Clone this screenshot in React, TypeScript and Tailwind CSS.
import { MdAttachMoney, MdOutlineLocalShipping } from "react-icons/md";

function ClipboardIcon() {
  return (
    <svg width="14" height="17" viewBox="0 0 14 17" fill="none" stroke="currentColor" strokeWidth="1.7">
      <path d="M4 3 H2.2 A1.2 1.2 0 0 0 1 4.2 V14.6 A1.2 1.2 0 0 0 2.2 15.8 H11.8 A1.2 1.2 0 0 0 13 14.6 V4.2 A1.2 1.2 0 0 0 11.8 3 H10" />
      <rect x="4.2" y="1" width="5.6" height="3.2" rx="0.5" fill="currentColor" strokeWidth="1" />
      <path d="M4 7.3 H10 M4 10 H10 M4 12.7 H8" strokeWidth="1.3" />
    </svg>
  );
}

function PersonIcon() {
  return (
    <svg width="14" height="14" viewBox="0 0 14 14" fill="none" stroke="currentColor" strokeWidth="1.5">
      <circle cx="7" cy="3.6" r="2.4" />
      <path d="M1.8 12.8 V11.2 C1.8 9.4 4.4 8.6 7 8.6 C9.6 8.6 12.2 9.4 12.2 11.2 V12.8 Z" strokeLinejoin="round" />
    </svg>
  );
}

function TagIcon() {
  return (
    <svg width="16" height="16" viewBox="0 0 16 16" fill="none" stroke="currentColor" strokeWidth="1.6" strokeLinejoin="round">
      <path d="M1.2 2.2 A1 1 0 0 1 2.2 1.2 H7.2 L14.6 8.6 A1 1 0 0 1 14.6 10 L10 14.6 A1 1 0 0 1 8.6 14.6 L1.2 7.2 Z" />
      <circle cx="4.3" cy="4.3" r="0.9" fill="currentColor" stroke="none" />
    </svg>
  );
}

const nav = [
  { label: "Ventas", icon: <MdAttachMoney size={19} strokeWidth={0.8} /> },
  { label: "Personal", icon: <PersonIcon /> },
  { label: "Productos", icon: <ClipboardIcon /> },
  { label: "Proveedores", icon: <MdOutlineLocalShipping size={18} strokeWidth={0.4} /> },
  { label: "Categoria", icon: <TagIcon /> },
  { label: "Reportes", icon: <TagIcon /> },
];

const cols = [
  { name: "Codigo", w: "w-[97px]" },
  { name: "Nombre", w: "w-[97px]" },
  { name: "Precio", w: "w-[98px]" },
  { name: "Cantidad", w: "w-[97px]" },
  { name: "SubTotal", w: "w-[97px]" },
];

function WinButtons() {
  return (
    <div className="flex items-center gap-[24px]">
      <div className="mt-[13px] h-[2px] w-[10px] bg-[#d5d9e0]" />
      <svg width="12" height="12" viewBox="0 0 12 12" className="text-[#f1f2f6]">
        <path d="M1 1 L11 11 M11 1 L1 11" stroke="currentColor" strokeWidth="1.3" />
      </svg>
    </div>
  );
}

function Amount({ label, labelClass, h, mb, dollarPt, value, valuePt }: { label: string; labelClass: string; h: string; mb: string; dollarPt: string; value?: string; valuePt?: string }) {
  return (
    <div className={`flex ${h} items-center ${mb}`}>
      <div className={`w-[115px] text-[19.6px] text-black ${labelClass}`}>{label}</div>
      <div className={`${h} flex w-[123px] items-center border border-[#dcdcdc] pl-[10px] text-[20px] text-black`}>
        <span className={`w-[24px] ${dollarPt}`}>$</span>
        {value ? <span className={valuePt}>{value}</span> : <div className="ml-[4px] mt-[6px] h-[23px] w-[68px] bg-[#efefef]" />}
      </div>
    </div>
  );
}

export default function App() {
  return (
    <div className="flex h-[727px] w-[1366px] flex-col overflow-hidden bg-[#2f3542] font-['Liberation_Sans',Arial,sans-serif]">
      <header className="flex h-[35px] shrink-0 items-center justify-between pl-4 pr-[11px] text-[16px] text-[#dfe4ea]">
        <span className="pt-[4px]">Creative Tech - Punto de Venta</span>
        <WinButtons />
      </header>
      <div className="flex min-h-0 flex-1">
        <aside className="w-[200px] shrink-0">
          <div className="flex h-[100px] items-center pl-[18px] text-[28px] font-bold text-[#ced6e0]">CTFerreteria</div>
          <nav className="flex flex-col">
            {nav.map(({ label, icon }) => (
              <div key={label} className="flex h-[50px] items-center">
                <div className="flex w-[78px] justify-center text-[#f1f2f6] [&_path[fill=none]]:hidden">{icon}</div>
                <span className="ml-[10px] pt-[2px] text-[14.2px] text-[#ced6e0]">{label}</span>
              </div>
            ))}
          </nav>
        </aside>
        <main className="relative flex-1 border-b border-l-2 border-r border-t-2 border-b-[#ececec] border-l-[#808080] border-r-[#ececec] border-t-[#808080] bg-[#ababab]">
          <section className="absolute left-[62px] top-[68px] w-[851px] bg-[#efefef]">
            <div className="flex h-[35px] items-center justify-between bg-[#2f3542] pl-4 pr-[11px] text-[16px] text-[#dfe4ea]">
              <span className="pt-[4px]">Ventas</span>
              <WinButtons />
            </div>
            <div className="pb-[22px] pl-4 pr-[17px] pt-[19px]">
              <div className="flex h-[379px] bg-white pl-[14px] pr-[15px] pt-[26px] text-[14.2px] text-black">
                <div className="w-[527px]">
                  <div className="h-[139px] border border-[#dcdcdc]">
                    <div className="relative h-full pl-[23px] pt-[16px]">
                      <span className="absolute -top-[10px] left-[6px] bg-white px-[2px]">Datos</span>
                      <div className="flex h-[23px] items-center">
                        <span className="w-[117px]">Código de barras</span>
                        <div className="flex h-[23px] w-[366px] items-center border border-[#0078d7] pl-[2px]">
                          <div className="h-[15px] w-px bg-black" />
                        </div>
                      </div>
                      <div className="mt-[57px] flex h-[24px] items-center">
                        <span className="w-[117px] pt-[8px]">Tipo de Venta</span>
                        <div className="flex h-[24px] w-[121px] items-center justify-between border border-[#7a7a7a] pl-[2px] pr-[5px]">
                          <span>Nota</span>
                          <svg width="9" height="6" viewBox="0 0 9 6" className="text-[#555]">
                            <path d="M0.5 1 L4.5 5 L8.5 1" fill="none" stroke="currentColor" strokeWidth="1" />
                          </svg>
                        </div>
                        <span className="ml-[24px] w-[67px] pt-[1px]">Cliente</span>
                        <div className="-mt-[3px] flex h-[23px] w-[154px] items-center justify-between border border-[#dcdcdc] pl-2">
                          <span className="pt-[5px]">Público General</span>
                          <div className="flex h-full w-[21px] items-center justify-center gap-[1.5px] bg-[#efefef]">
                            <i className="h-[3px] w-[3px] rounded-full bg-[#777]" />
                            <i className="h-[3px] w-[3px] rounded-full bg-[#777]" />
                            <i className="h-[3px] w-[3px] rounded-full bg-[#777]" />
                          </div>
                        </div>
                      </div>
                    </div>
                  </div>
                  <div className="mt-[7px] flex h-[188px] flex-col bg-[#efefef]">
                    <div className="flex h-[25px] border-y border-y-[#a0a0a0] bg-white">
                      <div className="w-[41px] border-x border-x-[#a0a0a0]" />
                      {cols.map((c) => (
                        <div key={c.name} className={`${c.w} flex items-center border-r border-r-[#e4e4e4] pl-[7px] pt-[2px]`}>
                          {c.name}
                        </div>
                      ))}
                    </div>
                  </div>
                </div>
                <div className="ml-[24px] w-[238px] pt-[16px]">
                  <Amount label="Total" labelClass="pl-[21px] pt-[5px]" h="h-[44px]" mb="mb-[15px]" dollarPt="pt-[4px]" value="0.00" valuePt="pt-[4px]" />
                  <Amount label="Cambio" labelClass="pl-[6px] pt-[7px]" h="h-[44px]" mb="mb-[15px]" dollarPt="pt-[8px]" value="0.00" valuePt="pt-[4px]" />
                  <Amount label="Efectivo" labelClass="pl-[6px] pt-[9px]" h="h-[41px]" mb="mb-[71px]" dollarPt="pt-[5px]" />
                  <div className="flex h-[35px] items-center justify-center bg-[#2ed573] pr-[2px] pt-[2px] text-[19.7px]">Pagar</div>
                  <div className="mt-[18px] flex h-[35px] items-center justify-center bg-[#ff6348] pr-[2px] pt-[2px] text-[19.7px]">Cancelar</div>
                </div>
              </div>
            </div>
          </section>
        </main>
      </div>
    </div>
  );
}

____

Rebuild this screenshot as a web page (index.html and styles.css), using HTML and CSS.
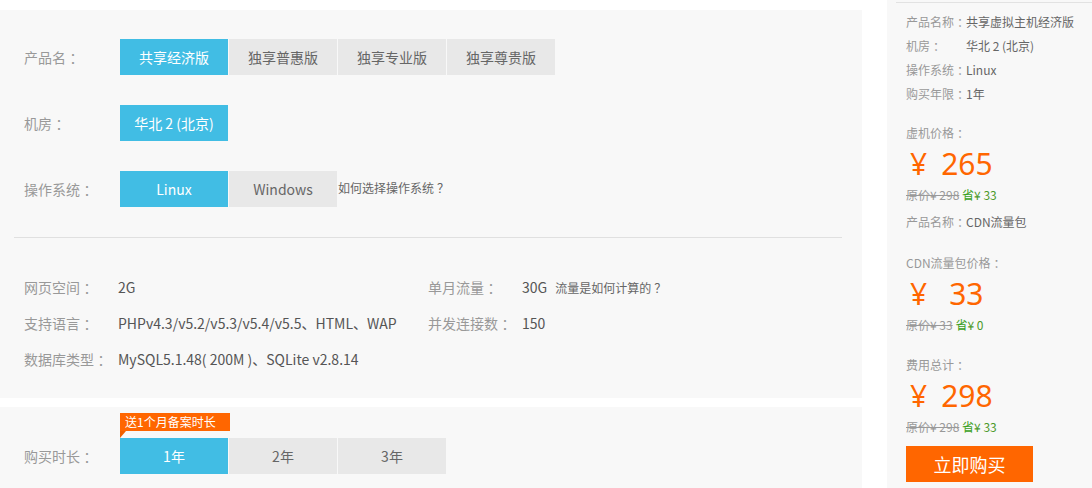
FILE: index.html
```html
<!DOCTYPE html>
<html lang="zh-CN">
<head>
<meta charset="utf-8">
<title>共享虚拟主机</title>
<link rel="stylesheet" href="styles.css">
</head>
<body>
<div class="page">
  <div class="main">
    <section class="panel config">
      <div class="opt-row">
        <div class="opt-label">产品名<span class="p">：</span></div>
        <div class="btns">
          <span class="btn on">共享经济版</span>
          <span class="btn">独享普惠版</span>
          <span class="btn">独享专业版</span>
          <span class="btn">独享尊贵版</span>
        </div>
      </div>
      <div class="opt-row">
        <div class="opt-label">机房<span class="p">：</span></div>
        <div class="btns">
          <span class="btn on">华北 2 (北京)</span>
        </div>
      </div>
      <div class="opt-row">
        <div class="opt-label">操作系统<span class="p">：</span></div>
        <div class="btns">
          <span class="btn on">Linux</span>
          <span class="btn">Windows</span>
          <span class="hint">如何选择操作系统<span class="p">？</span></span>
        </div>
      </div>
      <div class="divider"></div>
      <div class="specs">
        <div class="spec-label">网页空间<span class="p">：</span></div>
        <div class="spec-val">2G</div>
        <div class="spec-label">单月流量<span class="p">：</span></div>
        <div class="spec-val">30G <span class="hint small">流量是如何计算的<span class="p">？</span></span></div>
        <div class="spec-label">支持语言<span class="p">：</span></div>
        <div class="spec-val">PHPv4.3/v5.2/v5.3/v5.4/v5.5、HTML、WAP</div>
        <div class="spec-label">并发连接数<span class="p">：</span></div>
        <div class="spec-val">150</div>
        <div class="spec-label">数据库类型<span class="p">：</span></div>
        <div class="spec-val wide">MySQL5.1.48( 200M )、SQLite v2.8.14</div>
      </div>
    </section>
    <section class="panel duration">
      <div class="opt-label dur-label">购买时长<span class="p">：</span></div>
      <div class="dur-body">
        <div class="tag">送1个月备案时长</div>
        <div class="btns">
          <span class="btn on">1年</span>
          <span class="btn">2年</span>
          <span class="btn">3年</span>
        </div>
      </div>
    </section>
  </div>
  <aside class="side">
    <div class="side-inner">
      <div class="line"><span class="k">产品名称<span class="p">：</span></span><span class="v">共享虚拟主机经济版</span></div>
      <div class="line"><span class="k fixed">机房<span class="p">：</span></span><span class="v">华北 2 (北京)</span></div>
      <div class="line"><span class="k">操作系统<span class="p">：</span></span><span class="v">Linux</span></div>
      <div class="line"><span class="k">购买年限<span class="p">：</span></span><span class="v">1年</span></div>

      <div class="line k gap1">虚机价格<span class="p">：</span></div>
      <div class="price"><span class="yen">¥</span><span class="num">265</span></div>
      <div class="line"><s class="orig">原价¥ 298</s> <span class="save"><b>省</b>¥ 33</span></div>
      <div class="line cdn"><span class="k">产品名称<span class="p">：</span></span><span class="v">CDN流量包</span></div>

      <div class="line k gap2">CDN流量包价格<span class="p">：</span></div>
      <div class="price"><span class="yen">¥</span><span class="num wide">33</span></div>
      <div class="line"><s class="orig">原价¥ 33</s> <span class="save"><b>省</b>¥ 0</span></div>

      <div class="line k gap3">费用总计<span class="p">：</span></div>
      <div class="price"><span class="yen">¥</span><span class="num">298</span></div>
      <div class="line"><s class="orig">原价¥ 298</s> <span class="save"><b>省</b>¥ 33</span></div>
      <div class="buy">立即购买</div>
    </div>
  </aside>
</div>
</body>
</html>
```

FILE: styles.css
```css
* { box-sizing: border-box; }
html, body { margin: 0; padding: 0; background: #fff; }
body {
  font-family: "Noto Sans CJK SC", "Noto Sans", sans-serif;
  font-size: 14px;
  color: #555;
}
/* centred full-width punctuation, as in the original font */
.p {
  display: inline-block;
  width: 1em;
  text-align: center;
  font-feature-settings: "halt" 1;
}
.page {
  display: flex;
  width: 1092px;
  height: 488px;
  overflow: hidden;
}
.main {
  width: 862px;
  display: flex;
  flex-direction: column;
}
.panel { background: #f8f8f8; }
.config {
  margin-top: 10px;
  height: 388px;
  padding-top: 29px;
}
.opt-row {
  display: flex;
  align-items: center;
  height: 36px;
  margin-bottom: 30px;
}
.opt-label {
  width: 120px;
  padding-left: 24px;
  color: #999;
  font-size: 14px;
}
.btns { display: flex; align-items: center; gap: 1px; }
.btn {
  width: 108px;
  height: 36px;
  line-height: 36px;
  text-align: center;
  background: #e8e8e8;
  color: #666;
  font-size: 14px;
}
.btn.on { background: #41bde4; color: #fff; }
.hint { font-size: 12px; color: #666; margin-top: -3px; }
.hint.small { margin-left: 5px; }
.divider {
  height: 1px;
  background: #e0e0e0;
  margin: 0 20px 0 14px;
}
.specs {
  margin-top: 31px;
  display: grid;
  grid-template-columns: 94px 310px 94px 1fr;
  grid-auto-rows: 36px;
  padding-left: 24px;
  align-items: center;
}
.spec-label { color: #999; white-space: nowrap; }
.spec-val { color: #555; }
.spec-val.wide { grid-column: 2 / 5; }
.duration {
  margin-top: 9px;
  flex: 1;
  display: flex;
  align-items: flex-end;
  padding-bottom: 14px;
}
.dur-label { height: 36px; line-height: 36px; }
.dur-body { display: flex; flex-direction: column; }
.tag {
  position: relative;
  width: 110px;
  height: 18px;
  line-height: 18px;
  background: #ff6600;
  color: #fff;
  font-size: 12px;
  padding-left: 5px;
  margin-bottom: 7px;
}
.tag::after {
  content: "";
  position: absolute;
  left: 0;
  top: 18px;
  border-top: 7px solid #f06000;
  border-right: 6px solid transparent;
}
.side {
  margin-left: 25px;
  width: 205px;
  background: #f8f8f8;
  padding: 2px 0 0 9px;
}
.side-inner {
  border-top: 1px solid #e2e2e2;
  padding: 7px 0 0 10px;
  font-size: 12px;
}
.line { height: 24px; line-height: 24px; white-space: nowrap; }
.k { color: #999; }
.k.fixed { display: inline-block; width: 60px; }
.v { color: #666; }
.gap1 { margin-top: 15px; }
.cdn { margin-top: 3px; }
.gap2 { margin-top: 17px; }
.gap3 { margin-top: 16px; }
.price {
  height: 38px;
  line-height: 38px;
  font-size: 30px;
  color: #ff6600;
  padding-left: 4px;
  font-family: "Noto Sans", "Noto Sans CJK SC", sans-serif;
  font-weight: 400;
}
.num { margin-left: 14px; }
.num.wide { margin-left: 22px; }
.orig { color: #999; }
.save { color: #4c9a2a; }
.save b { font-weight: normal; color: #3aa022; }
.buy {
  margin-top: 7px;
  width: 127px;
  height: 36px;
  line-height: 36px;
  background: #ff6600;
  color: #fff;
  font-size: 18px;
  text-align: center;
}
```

____

Tally the lines of the preceding listing in which the word "styles" appears; state nothing but the total.

**Task output:** 3